It’s just a USB drive, casually dropped by an employee entrance, in the cafeteria or next to a cubicle. But what happens to that drive can tell worlds about your company’s IT security.
An employee wanders by, picks up the drive and, out of curiosity, sticks it in the computer at his or her workstation. The drive contains infected code that compromises your system.
Evaluating your company’s security vulnerabilities is the first step toward plugging those gaps and preventing costly data losses and security breaches that could compromise both information and your company’s reputation. For some small to mid-size businesses, evaluating security is a requirement of doing business with government agencies, credit card companies or health-related companies.
But utilizing an ethical hacker can make sense for your business even if you’re not required to do so. For a few thousand dollars, an ethical hacker can give you a sense of areas you need to shore up.
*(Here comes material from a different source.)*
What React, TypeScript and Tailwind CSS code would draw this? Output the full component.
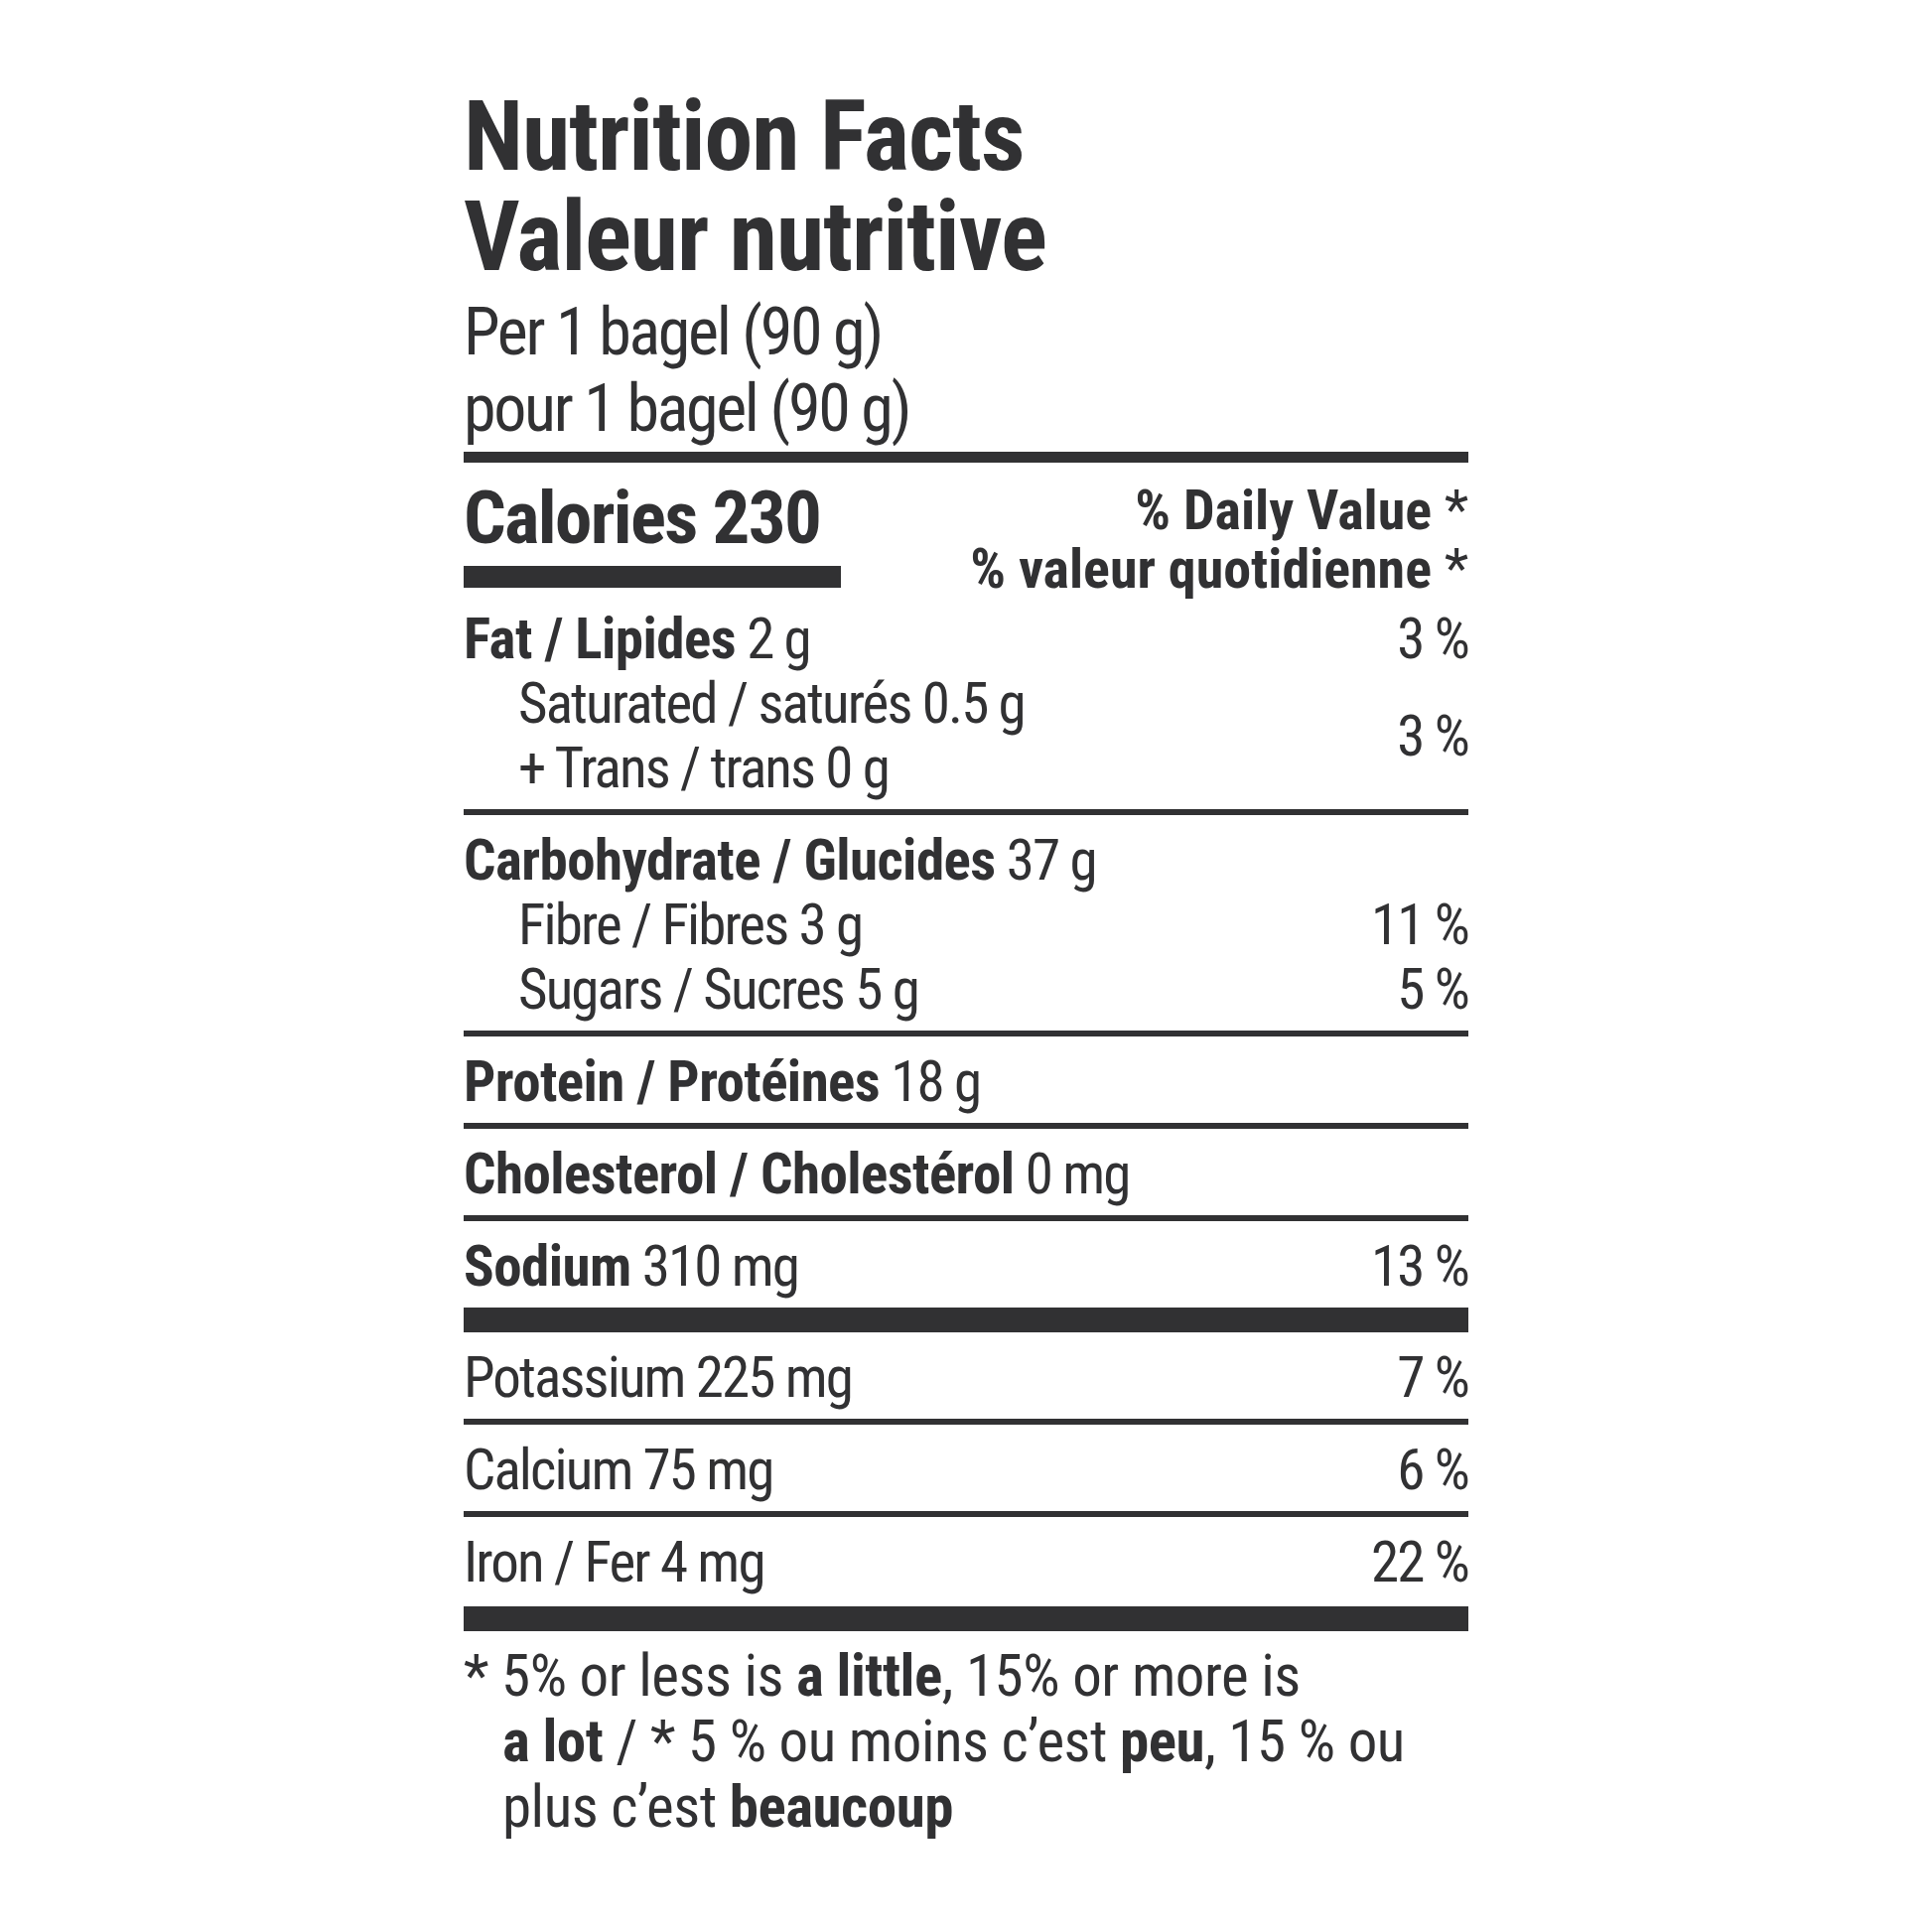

“A lot of small business owners think, ‘We’re a small company. Why would anyone want to access my environment?’’’ says Carl Herberger, vice president of information security and compliance for Evolve IP, a managed technology services provider for small and mid-sized businesses. You’re more of a target than you might imagine, asserts Herberger. “It is the small businesses that are frequently entryways to bigger businesses.”
What an ethical hacker does
A robust security check will do more than simply attempt to penetrate your IT system from the outside, advises Tom Kellerman, a commissioner on The Commission on Cybersecurity for the 44th Presidency and vice president of security awareness for ethical hacking firm Core Security. Depending on the level of service for which you contract, an ethical hacker will:
- Evaluate vulnerabilities in IT infrastructure An ethical hacker will indeed attempt to access your critical data as a malicious hacker would, running network, web application and client application tests. Frequently, as organizations grow and evolve, “bits and pieces” of data are left exposed and forgotten, says Rudolph Araujo, technical director for Foundstone Professional Services, which performs these sorts of security health checks or ethical hacks. “The other part is increasingly what we’re finding are a lot of these vulnerabilities tend to be at the application level.”
- Test human behavior Herberger includes those USB drops in his evaluations. “The biggest challenge is with the threat you know,’’ he says of employee behavior. Social engineering tests reveal how your employees handle situations that put your critical information at risk. These tests can mirror phishing attacks, asking employees to click on links in emails or to reveal information online. But tests can also take the form of evaluating the likelihood of an unauthorized person to gain access to a secure area.
- Find the leaks A security evaluation might also determine the types of information that is revealed about your company online, through employees’ social networking sites and other documentation that may pop up.
What you’ll pay
The low end of the range tends to be below $5,000, says Herberger. “We’ve done things in the $2,000 to $5,000 range, but the scope is much smaller.” Araujo says the cost could be as low as a few hundred dollars, depending on what you ask an ethical hacker to do.
A mid-size business might pay $10,000 to $15,000, estimates Herberger.
Even small companies are beginning to budget these sorts of security evaluations on an annual basis. “An annual basis would be the minimal standard,’’ Araujo advises. “IT environments tend to change so quickly that the results from a year ago are probably going to change.”
What to consider
Don’t simply turn your enterprise over to an ethical hacker without forming a game plan, says Araujo. Make sure you understand the process, ask the right questions and take these factors into consideration:
- Know what’s critical Identify the data you’re trying to protect, says Araujo. “What’s the risk your business is exposed to?”
- Check credentials You’re placing your system in the hands of an outside entity. Ethical hackers receive certification in penetration testing, and there’s a professional code of ethics that protects your confidentiality. Make sure to vet the ethical hacker you employ.
- Ask about repeatability An ethical hacking firm should perform repeatable, scalable exercises that allow you to track whether you’ve made progress, says Kellerman. You’ll also want an actionable report that outlines how you can correct deficiencies.
- Evaluate business value Protecting your information is an obvious business benefit. But there may also be value in demonstrating your security to potential business partners as well. Regular security evaluations also might offer some protection if court cases involving data breaches arise.
“Most organizations right now are hemorrhaging data,’’ says Kellerman. “It’s fundamentally critical to gain great awareness of where your vulnerabilities are.”